Forget about all the religious wars for a moment and lets put our business hats on. The truth is, the _vast_ majority of people out there never heard about Linux. Let me tell you this, I have walked around Africa for four months and met _two_ people that heard about Linux, and even then only vaguely. "Like Mac right?". A girl asked me if my Debian t-shirt had anything to do with lesbians. Even in South Africa, the home of Ubuntu, I've seen nowt, not even a single mention of it. Not on telly, not on the shops, not on the streets, not on the cybercafes, not on the big supermarket chains. You ask about Ubuntu on the streets and people think you're trying to learn Zulu or Khosa and you mean peace and unity. If we want mind share we need to be able to be functionally equivalent to Windows, with no excuses. You have to understand, from an outsider perspective religion _is_ an excuse. You can't really promote Linux to this people and then say "but you can't really play proprietary media without breaking the law, and even then it will take you days to configure". To start promoting Linux we first need the ability to play all the popular media formats, and to do so legally and without placing _any_ configuration demands to the user other than clicking a button. Keep in mind that when we do get to this level, we still have a long mind share struggle to face; it will take years to get the word out there, to get people to try.

So when are we going to get world domination?

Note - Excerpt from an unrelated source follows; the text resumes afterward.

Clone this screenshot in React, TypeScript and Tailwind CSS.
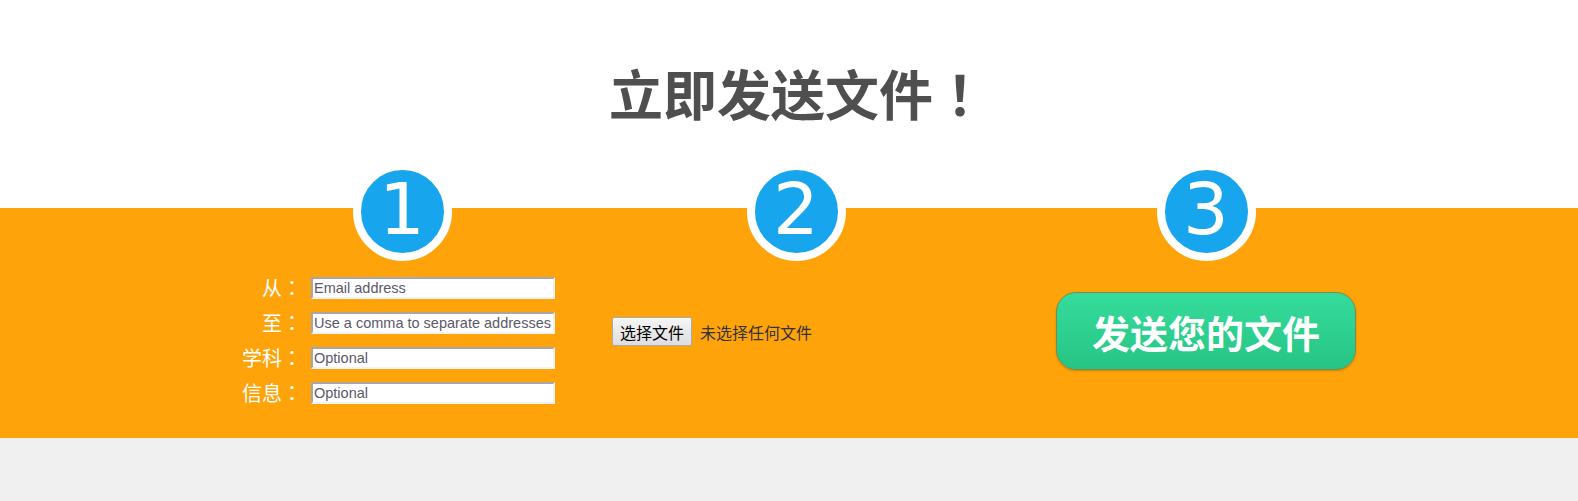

  • When we can run all the popular applications faultlessly, in particular the Windows ones, regardless how that is done (port, emulation);
  • When we can play all the media formats flawlessly and legally;
  • When Linux is mass advertised.
We are getting close. But remeber the rule of credibility: "The first 90% of the code accounts for the first 90% of the development time. The remaining 10% of the code accounts for the other 90% of the development time."